Now, I have well water. I don’t have rust issues. I just hope and pray it rains SOON!!
I’m glad Otto is back home. I hate it when my Mr. travels. Although, I do enjoy having the whole bed to myself…
“Iron Out” powder is great on rusty laundry or dishwashers. We have well water with lots of iron, and until we got a filter, we’d get brown water after lightning storms. This is a dumb question, but I’ve never had city water – can you get a filter system if you have city water?
Maybe your water company needs to set up a giant bank of humongous air dehumidifiers – Voila! Instant water, and drier atmosphere! :-)
What a sweet letter. I’m glad you have your Otto home now — business trips suck.
Did you know they changed the watering rules AGAIN because of the brown water? According to the paper, even though there is nothing really WRONG with the brown water – it’s just iron and potassium getting knocked loose by everybody in town watering at the EXACT SAME TIME (great plan, nimrods!)- some people were really put off by it.

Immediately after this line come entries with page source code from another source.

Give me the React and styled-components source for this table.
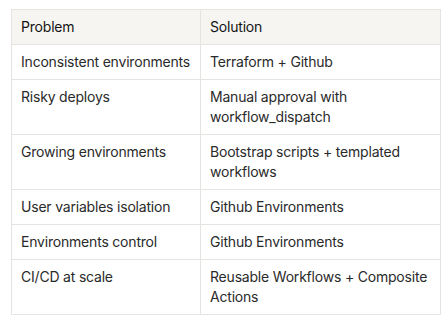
import React from "react";
import styled, { createGlobalStyle } from "styled-components";

const Global = createGlobalStyle`
  html, body { margin: 0; padding: 0; background: #ffffff; }
  body { font-family: Inter, "Noto Sans", sans-serif; }
`;

const Wrap = styled.div`
  padding: 9px 0 0 11px;
`;

const Table = styled.table`
  border-collapse: collapse;
  width: 430px;
  table-layout: fixed;
  font-size: 14px;
  line-height: 20px;
  letter-spacing: -0.2px;
  color: #2a2a2a;
`;

const Cell = styled.td`
  border: 1px solid #e6e4e1;
  padding: 7px 9px 7px 9px;
  vertical-align: top;
  text-align: left;
  font-weight: 400;
  width: ${(p) => p.$w || "auto"};
`;

const Head = styled(Cell).attrs({ as: "th" })`
  background: #f6f5f2;
  font-weight: 400;
  color: #141414;
`;

const rows = [
  ["Inconsistent environments", "Terraform + Github"],
  ["Risky deploys", "Manual approval with workflow_dispatch"],
  ["Growing environments", "Bootstrap scripts + templated workflows"],
  ["User variables isolation", "Github Environments"],
  ["Environments control", "Github Environments"],
  ["CI/CD at scale", "Reusable Workflows + Composite Actions"],
];

export default function App() {
  return (
    <Wrap>
      <Global />
      <Table>
        <thead>
          <tr>
            <Head $w="170px">Problem</Head>
            <Head>Solution</Head>
          </tr>
        </thead>
        <tbody>
          {rows.map(([a, b]) => (
            <tr key={a}>
              <Cell>{a}</Cell>
              <Cell>{b}</Cell>
            </tr>
          ))}
        </tbody>
      </Table>
    </Wrap>
  );
}
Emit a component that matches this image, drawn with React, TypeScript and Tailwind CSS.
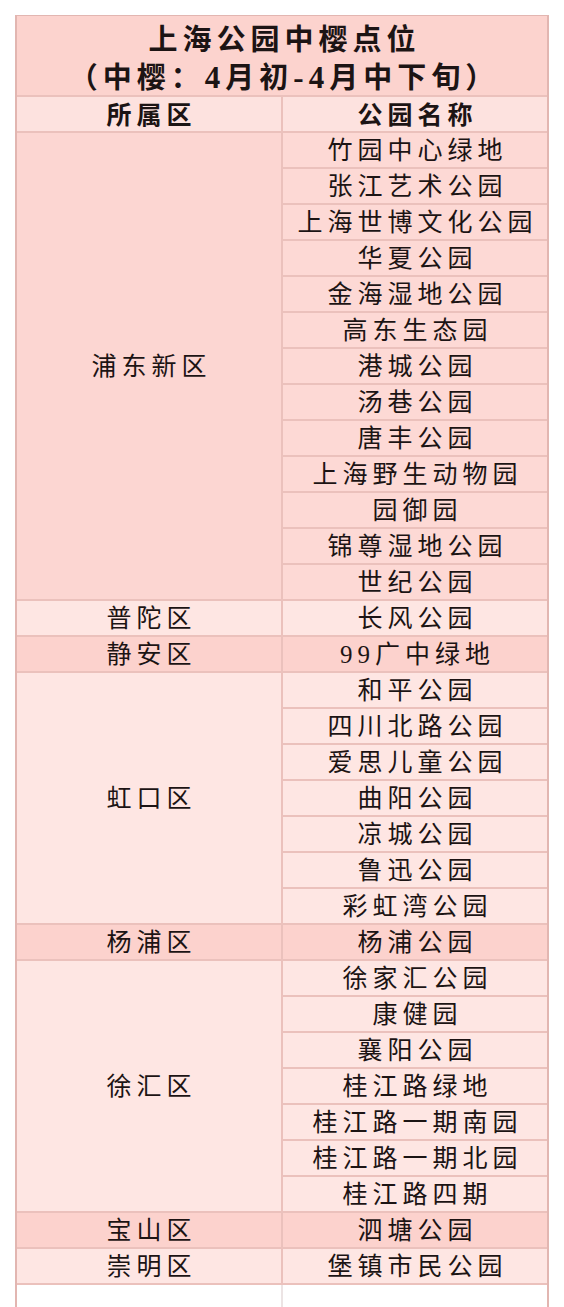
// 上海公园中樱点位表

const FONT = "font-['Liberation_Serif','Noto_Sans_CJK_SC',serif]";

type Group = { district: string; parks: string[]; tone: "dark" | "light" | "pudong" };

const GROUPS: Group[] = [
  {
    district: "浦东新区",
    tone: "pudong",
    parks: [
      "竹园中心绿地",
      "张江艺术公园",
      "上海世博文化公园",
      "华夏公园",
      "金海湿地公园",
      "高东生态园",
      "港城公园",
      "汤巷公园",
      "唐丰公园",
      "上海野生动物园",
      "园御园",
      "锦尊湿地公园",
      "世纪公园",
    ],
  },
  { district: "普陀区", tone: "light", parks: ["长风公园"] },
  { district: "静安区", tone: "dark", parks: ["99广中绿地"] },
  {
    district: "虹口区",
    tone: "light",
    parks: ["和平公园", "四川北路公园", "爱思儿童公园", "曲阳公园", "凉城公园", "鲁迅公园", "彩虹湾公园"],
  },
  { district: "杨浦区", tone: "dark", parks: ["杨浦公园"] },
  {
    district: "徐汇区",
    tone: "light",
    parks: ["徐家汇公园", "康健园", "襄阳公园", "桂江路绿地", "桂江路一期南园", "桂江路一期北园", "桂江路四期"],
  },
  { district: "宝山区", tone: "dark", parks: ["泗塘公园"] },
  { district: "崇明区", tone: "light", parks: ["堡镇市民公园"] },
];

const TONE_BG: Record<Group["tone"], string> = {
  pudong: "bg-[#fcd6d2]",
  dark: "bg-[#fcd2cd]",
  light: "bg-[#fee6e3]",
};

function DistrictGroup({ group }: { group: Group }) {
  const bg = TONE_BG[group.tone];
  return (
    <div className="flex">
      <div
        className={`flex w-[266px] items-center justify-center border-r-2 border-b-2 border-[#ebc1bc] pt-[2px] pl-[5px] text-[25px] leading-[28px] tracking-[5px] ${bg}`}
      >
        {group.district}
      </div>
      <div className="flex flex-1 flex-col">
        {group.parks.map((park) => (
          <div
            key={park}
            className={`flex h-[36px] items-center justify-center border-b-2 border-[#ebc1bc] pt-[2px] pl-[5px] text-[25px] leading-[28px] tracking-[5px] ${
              group.tone === "pudong" ? "bg-[#fdd9d5]" : bg
            }`}
          >
            {park}
          </div>
        ))}
      </div>
    </div>
  );
}

export default function App() {
  return (
    <main className={`h-[1307px] w-[564px] overflow-hidden bg-white pt-[15px] pl-[15px] text-[#1c1414] ${FONT}`}>
      <div className="w-[534px] border-x-2 border-t border-[#e2b6b1]">
        <div className="flex h-[81px] flex-col items-center justify-center border-b-2 border-[#ebc1bc] bg-[#fcd3ce] pt-[8px] text-[29px] font-bold leading-[37px]">
          <div className="pl-[5px] tracking-[5px]">上海公园中樱点位</div>
          <div className="pl-[4px] tracking-[5px]">
            （中樱：<span className="text-[31px]">4</span>月初<span className="text-[31px]">-4</span>月中下旬）
          </div>
        </div>

        <div className="flex h-[36px] bg-[#fde2df] text-[25px] font-bold leading-[28px] tracking-[5px]">
          <div className="flex w-[266px] items-center justify-center border-r-2 border-b-2 border-[#ebc1bc] pt-[4px] pl-[5px]">
            所属区
          </div>
          <div className="flex flex-1 items-center justify-center border-b-2 border-[#ebc1bc] pt-[4px] pl-[5px]">
            公园名称
          </div>
        </div>

        {GROUPS.map((g) => (
          <DistrictGroup key={g.district} group={g} />
        ))}

        <div className="flex h-[40px] bg-white">
          <div className="w-[266px] border-r-2 border-[#ece4e4]" />
          <div className="flex-1" />
        </div>
      </div>
    </main>
  );
}
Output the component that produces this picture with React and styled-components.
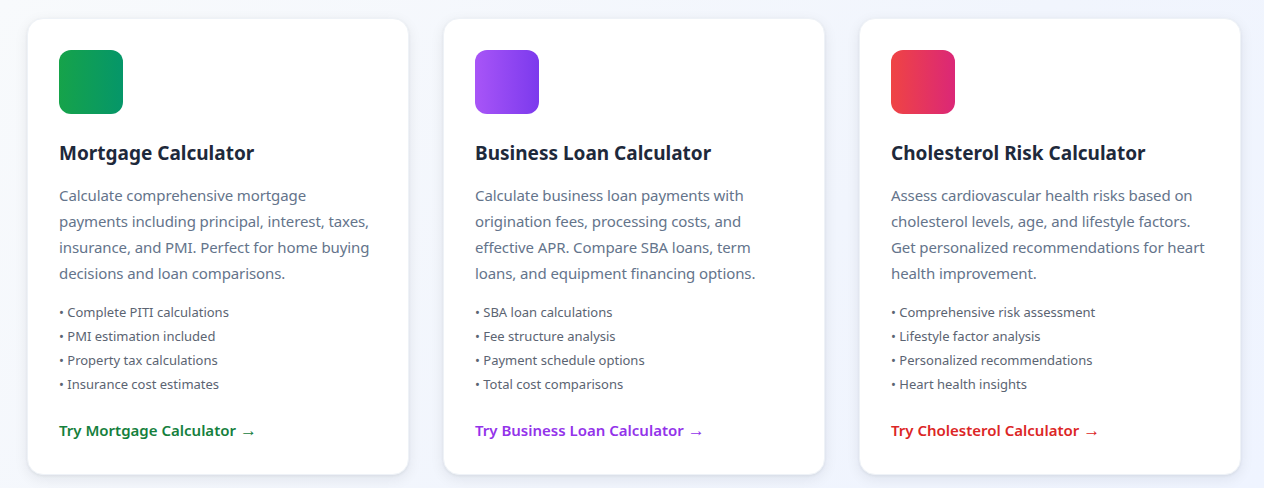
import React from 'react';
import styled, { createGlobalStyle } from 'styled-components';

const GlobalStyle = createGlobalStyle`
    html, body {
        margin:0;
        padding:0;
    }
    body {
        font-family: 'Noto Sans', 'Open Sans', sans-serif;
        background: linear-gradient(135deg, #f8fafc 0%, #f1f5fd 60%, #eff4ff 100%);
        min-height:488px;
    }
`

const Grid = styled.div`
    display:grid;
    grid-template-columns:repeat(3, 382px);
    gap:34px;
    padding:18px 0 14px 27px;
`

const Card = styled.div`
    background:white;
    border-radius:16px;
    border:1px solid #eef2f7;
    box-shadow:0 4px 14px rgba(15, 23, 42, 0.08), 0 1px 3px rgba(15, 23, 42, 0.06);
    padding:31px;
    display:flex;
    flex-direction:column;
`

const IconBox = styled.div`
    width:64px;
    height:64px;
    border-radius:12px;
    background:linear-gradient(90deg, ${p => p.from}, ${p => p.to});
    margin-bottom:25px;
`

const Title = styled.h3`
    margin:0 0 15px;
    font-size:19px;
    line-height:28px;
    font-weight:700;
    color:#1e293b;
`

const Desc = styled.p`
    margin:0 0 14px;
    font-size:15px;
    letter-spacing:-0.1px;
    line-height:26px;
    color:#64748b;
`

const Features = styled.ul`
    list-style:none;
    margin:0 0 22px;
    padding:0;
    font-size:13px;
    line-height:24px;
    color:#5b6472;
`

const Link = styled.a`
    font-size:15px;
    line-height:24px;
    font-weight:600;
    color:${p => p.color};
    text-decoration:none;
`

const Arrow = styled.span`
    font-family:'Liberation Sans', 'DejaVu Sans', sans-serif;
    font-weight:400;
    font-size:17px;
    margin-left:4px;
`

const cards = [
    {
        title: 'Mortgage Calculator',
        desc: 'Calculate comprehensive mortgage payments including principal, interest, taxes, insurance, and PMI. Perfect for home buying decisions and loan comparisons.',
        features: ['Complete PITI calculations', 'PMI estimation included', 'Property tax calculations', 'Insurance cost estimates'],
        link: 'Try Mortgage Calculator',
        from: '#16a34a', to: '#059669', color: '#15803d',
    },
    {
        title: 'Business Loan Calculator',
        desc: 'Calculate business loan payments with origination fees, processing costs, and effective APR. Compare SBA loans, term loans, and equipment financing options.',
        features: ['SBA loan calculations', 'Fee structure analysis', 'Payment schedule options', 'Total cost comparisons'],
        link: 'Try Business Loan Calculator',
        from: '#a855f7', to: '#7c3aed', color: '#9333ea',
    },
    {
        title: 'Cholesterol Risk Calculator',
        desc: 'Assess cardiovascular health risks based on cholesterol levels, age, and lifestyle factors. Get personalized recommendations for heart health improvement.',
        features: ['Comprehensive risk assessment', 'Lifestyle factor analysis', 'Personalized recommendations', 'Heart health insights'],
        link: 'Try Cholesterol Calculator',
        from: '#ef4444', to: '#db2777', color: '#dc2626',
    },
];

const App = () => {
    return (
        <>
            <GlobalStyle />
            <Grid>
                {cards.map(c => (
                    <Card key={c.title}>
                        <IconBox from={c.from} to={c.to} />
                        <Title>{c.title}</Title>
                        <Desc>{c.desc}</Desc>
                        <Features>
                            {c.features.map(f => <li key={f}>• {f}</li>)}
                        </Features>
                        <Link href="#" color={c.color}>{c.link}<Arrow>→</Arrow></Link>
                    </Card>
                ))}
            </Grid>
        </>
    );
}

export default App;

The implication was that some of us were being awful fussy, demanding CLEAR WATER to drink. The nerve of us. Really.
PS: Awwww. Y’all are so cute I am feeling a cheek pinch coming in.
PPS: Upper cheeks, of course.
What will be even more delightful is 15 years from now when you guys are grandparenting in total joy and still rush home to each other. It’ll happen.

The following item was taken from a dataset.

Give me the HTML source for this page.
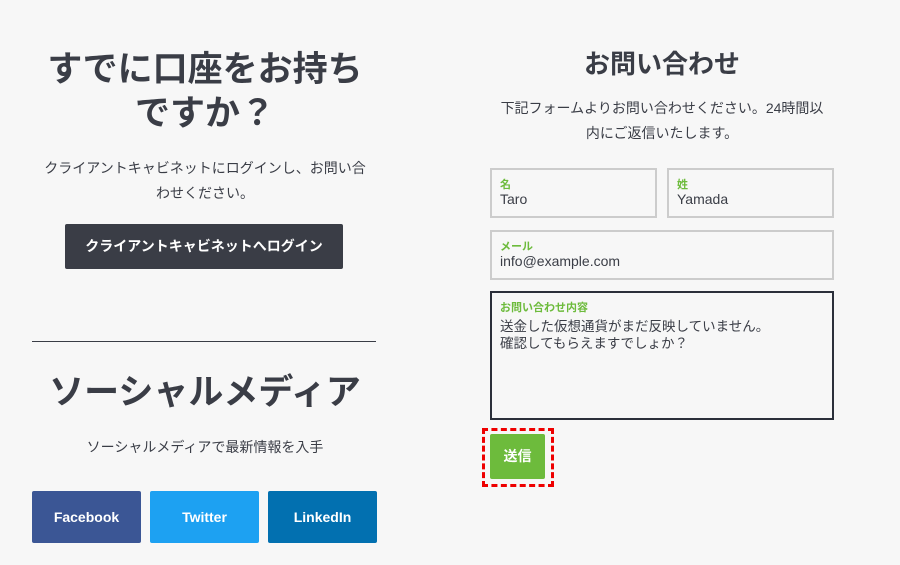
<!DOCTYPE html>
<html><head><meta charset="utf-8"><style>
*{box-sizing:border-box;margin:0;padding:0}
body{width:900px;height:565px;background:#f7f7f7;font-family:"Liberation Sans","Noto Sans CJK JP",sans-serif;color:#3a3d46;position:relative;overflow:hidden}
.a{position:absolute}
h1{font-weight:bold;font-size:35px;line-height:44px;text-align:center;color:#3a3d46}
p{font-size:14px;line-height:25px;text-align:center;color:#3a3d46}
.f{position:absolute;border:2px solid #ccc;background:#f7f7f7}
.f .l{position:absolute;left:8px;top:6px;font-size:11px;font-weight:bold;color:#6dbb3c}
.f .v{position:absolute;left:8px;top:21px;font-size:14px;color:#3a3d46}
.s{position:absolute;top:491px;height:52px;width:109px;color:#fff;font-weight:bold;font-size:14px;text-align:center;line-height:52px;border-radius:2px}
</style></head><body>
<h1 class="a" style="left:20px;top:48px;width:370px">すでに口座をお持ち<br>ですか？</h1>
<p class="a" style="left:20px;top:156px;width:370px">クライアントキャビネットにログインし、お問い合<br>わせください。</p>
<div class="a" style="left:65px;top:224px;width:278px;height:45px;background:#3a3d46;color:#fff;font-weight:bold;font-size:14px;text-align:center;line-height:45px;border-radius:2px">クライアントキャビネットへログイン</div>
<div class="a" style="left:32px;top:341px;width:344px;height:1px;background:#3a3d46"></div>
<h1 class="a" style="left:20px;top:371px;width:370px">ソーシャルメディア</h1>
<p class="a" style="left:20px;top:435px;width:370px">ソーシャルメディアで最新情報を入手</p>
<div class="s" style="left:32px;background:#3b5695">Facebook</div>
<div class="s" style="left:150px;background:#1da1f2">Twitter</div>
<div class="s" style="left:268px;background:#0270b0">LinkedIn</div>
<h1 class="a" style="left:490px;top:47px;width:344px;font-size:26px;line-height:34px">お問い合わせ</h1>
<p class="a" style="left:470px;top:96px;width:384px">下記フォームよりお問い合わせください。24時間以<br>内にご返信いたします。</p>
<div class="f" style="left:490px;top:168px;width:167px;height:50px"><span class="l">名</span><span class="v">Taro</span></div>
<div class="f" style="left:667px;top:168px;width:167px;height:50px"><span class="l">姓</span><span class="v">Yamada</span></div>
<div class="f" style="left:490px;top:230px;width:344px;height:50px"><span class="l">メール</span><span class="v">info@example.com</span></div>
<div class="f" style="left:490px;top:291px;width:344px;height:129px;border-color:#2b2f3a"><span class="l">お問い合わせ内容</span><span class="v" style="line-height:17px;top:25px;font-size:13.5px">送金した仮想通貨がまだ反映していません。<br>確認してもらえますでしょか？</span></div>
<div class="a" style="left:482px;top:428px;width:72px;height:59px;border:3px dashed #e00"></div>
<div class="a" style="left:490px;top:434px;width:55px;height:45px;background:#6dbb3c;color:#fff;font-weight:bold;font-size:14px;text-align:center;line-height:45px;border-radius:2px">送信</div>
</body></html>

Mir, at the rate you’re going, you’re going to have to change the subtitle of your blog.
How’s “Sappy in love with a deserving man” sound?
Happy quarter-year. Is that the paper towel anniversary?
Aww :-) Congrats on three months! Best wishes for many, many more and the utmost of happiness!
Congratulations! That’s plum cute.
Aww, how sweet!
I think second marriages rock, lol.
So nice…I know how you feel – I had a week this week where I felt that I wasn’t worthy of my husband, because he was seemingly inflappable – then he proved that he is capable of being imperfect, just as I am.
Otto is wonderful, but don’t forget that you’re wonderful too!
You guys give me the warm fuzzies, too.